One Step Forward…

I’ve typed a heck of a lot of words about Five Nights at Freddy’s VR over the last few months, and to date, most of those words have been very positive. Unfortunately, today I have to put some words to page that veer just a wee bit in the other direction.

I think it was late December when FNAF VR’s expansion, The Curse of Dreadbear was released for Oculus. Right around Xmastime. For a Halloween-themed DLC pack. Maybe not the most timely of releases, but holding it back for another year to release around Halloween would have been silly. Might as well make those bucks. It’s not as if there’s a whole lot else to for people to buy in the Oculus store. (Zoom!)

But Dreadbear’s issues only begin with the late release. Having been totally obsessed with FNAF VR at the time, I was keeping a close eye on news of when that DLC would drop. Then it did, and the bad reviews piled up quickly. Well, maybe not bad reviews per se, but a lot of complaints in the reviews section about how buying and installing the DLC would wipe your save data. Having a completed save file, I opted to wait it out until there was a patch that would stop the save deletion.

January rolled around, and I checked in from time to time until finally I saw that comment I was looking for: Steel Wool Games had released a patch, and downloading Dreadbear would no longer delete your existing save file! I immediately purchased and installed the Dreadbear DLC and… my save file was gone. All progress: vanished, never to return. I’d have to somehow survive that impossibly hard Funtime Foxy minigame again. So much for the patch.

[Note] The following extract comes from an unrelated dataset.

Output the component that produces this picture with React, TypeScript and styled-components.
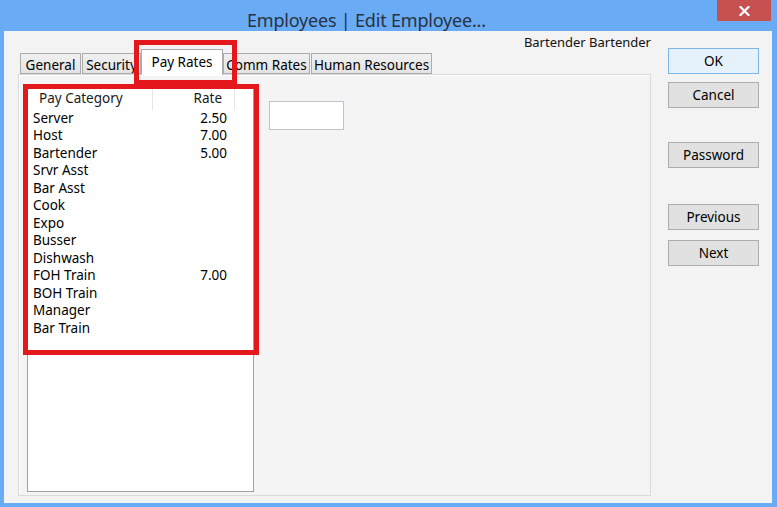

But worse things could happen. After all, FNAF VR is a heck of a lot of fun, so having a reason to play through it again was actually kind of welcome… is how I looked at it after forcing myself to take an optimistic point of view. When I actually started playing, though, something was off. It didn’t quite hit me until I won my first “food” prize, though, and I was barely able to make out what the item was: after installing the DLC, most of the textures in the game -the entire game, not just the DLC parts- had gone to absolute crap.

While FNAF VR was never going to look as good on Oculus as it did on PC-powered VR systems, it was certainly passable. Things were a bit smudgy here and there, but none of it was outright bad. Now, though? Now it looks awful. And this is coming from me, a guy who really doesn’t care all that much about graphical fidelity. But the downgrade has had a major effect on my enjoyment of this video game, since all I can think about now is how much worse it looks. Suddenly that Funtime Foxy level doesn’t seem so bad, because it’s all pitch-black most of the time.

I don’t think that the grossly deteriorated textures will be a long-term problem during main gameplay, as I’m sure I’ll just get used to them. But it’s a really weird thing that happened, and I can’t fathom why Steel Wool Games would have changed them in the first place. Maybe they needed to scale down the texture resolution to keep the file size under some arbitrary limit? The game didn’t have any major performance issues before the DLC, so I doubt it has anything to do with that. It’s mind-boggling.

All that said, I’m going to continue playing FNAF VR. I mean, I haven’t even started on that DLC that I paid for yet. I’ve just been playing the main game again to restore my completion percentage to 100. It’s still a lot of fun, and I still can’t play for more than like 10 minutes at a time for fear of my heart exploding. It’s just too bad that the experience had to be soured a bit.